Не проходило дня, чтобы в одной или в другой камере не собрались люди в кружок, человек от пяти до пятнадцати, чтобы поразвлечься родными песнями. У ремесленников одна из любимых песен была на тему, которая в первой же строфе выражалась приблизительно такими словами: «Завтра будет день рабочий, после завтра — еще более мозольный, так веселее пусть будет для нас день нынешний»[115]
. Эта песня, насколько могу припомнить, не имела политического или национального оттенка; если бы она была переведена стихами на русский язык, она была бы вполне подходящая и для русского рабочего. Но вот в другой песне, которую ремесленники распевали тоже довольно часто, политический и национальный смысл был ясно выражен в припеве: «Под наше цеховое знамя понесем жизнь, понесем голову». Еще резче был повстанческий характер песни, которой содержание я почти забыл, потому что и слышал ее не так часто, как две, названные только что; в ней упоминалось о Келиньском, который «был сапожник, взбунтовал Варшаву»[116].Из числа поляков, виденных мною в тобольской тюрьме, значительная часть принадлежала к классу ремесленников, но мне все-таки кажется, что в Тобольске не ремесленники составляли большинство ссыльных: людей интеллигентного труда было как будто больше, чем ремесленников. Доктора, учителя, архитекторы, землемеры, техники, приказчики, конторщики, писцы, бывшие чиновники правительственных учреждений (немного), бывшие служащие варшавского магистрата (т[о] е[сть] варшавского городского управления, этих было немало), ксендзы, бывшие студенты различных российских университетов — все это мелькало перед моими глазами. Мне казалось, что особенно многочисленную группу составляют так называемые у поляков «официалисты», т[о] е[сть] лица, служившие в помещичьих экономиях, управляющими, приказчиками и писцами. Помещиков почти не было; припоминаю только четверых; фамилии их помню по разным причинам, отчасти, может быть, и потому, что их было так мало; вот эти фамилии: Чапский[117]

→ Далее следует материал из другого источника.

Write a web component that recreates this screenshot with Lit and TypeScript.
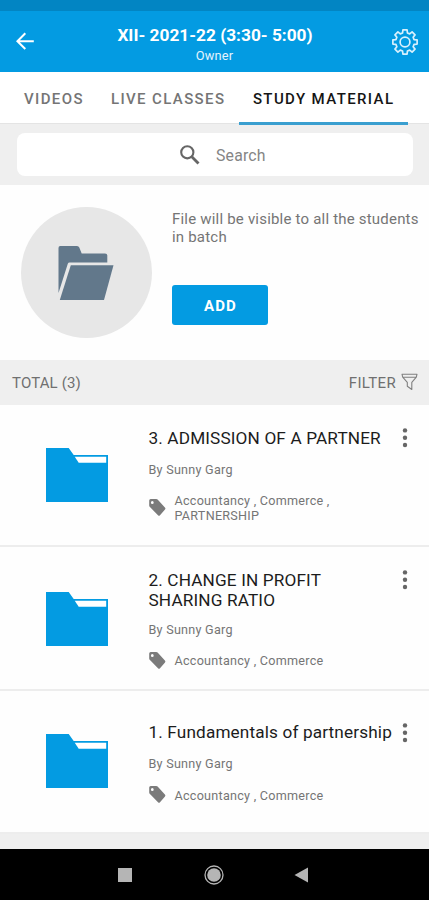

(граф, по имени, кажется, Эдуард), Соколовский[118] (Ян), Яащ[119] (имени не помню), Грабовский[120] (имени тоже не помню).Людей пожилых и стариков между интеллигентами было заметно больше, чем между ремесленниками; подростков было очень мало; большинство составляли, как и у ремесленников, люди в возрасте, по-видимому, от двадцати лет до тридцати. О военно-судных комиссиях интеллигенты рассказывали в том же роде, как и ремесленники. Слово «самодержавие» как будто подразумевает, что все чиновники, гражданские и военные, высшие и низшие, благоговеют пред царем, принимают его указы, как некоторую святыню, стараются исполнить их «не токмо за страх, но и за совесть» со всевозможною точностью. Я уже и тогда понимал, что на деле и было, и есть совсем не так, что исполнители царских указов — не особенно церемонятся с ними. Однако же я немножко усомнился, когда в первый раз услышал рассказ какого-то поляка из Литвы: «Вышел от царя манифест: кто положит оружие до 1-го мая (1863 года) и явится из повстанческого отряда к русским властям, того привести к очистительной присяге и больше уже не тревожить его за участие в восстании. Вот я поверил, явился, присягнул. Чрез две или три недели меня арестовали, привели в комиссию, допрашивают: был ли ты в такой-то банде, под начальством такого-то мятежника? Был, говорю, но ведь я покорился до 1-го мая, и все это закрылось царским манифестом. А председатель мне и говорит: дурак ты, дурак: манифест писан для Европы, а не для вас, мятежников; ты, дурак безмозглый, и этого не понимаешь. Ну и присудили к каторжной работе». Услышавши в первый раз, я, говорю, не совсем поверил рассказу о таком нахальном игнорировании манифеста; но в разное время, и в разных местах, разные люди рассказали мне то же самое, и я перестал сомневаться.
Граф Чапский пробыл в тобольской тюрьме несколько недель, занимая камеру в дворянском коридоре. По своему общественному положению это был очень крупный землевладелец, магнат в полном смысле слова; по словам поляков, он состоял даже в каком-то родстве с прусскою королевскою фамилией. На вид ему было лет сорок с чем-нибудь. Держал он себя с некоторою важностью, я, однако, не решился бы назвать эту важность высокомерием; товарищи по заключению относились к нему, можно сказать, безразлично: я не замечал с их стороны ни вражды к нему, ни особой благосклонности; подобострастия — не было и следов.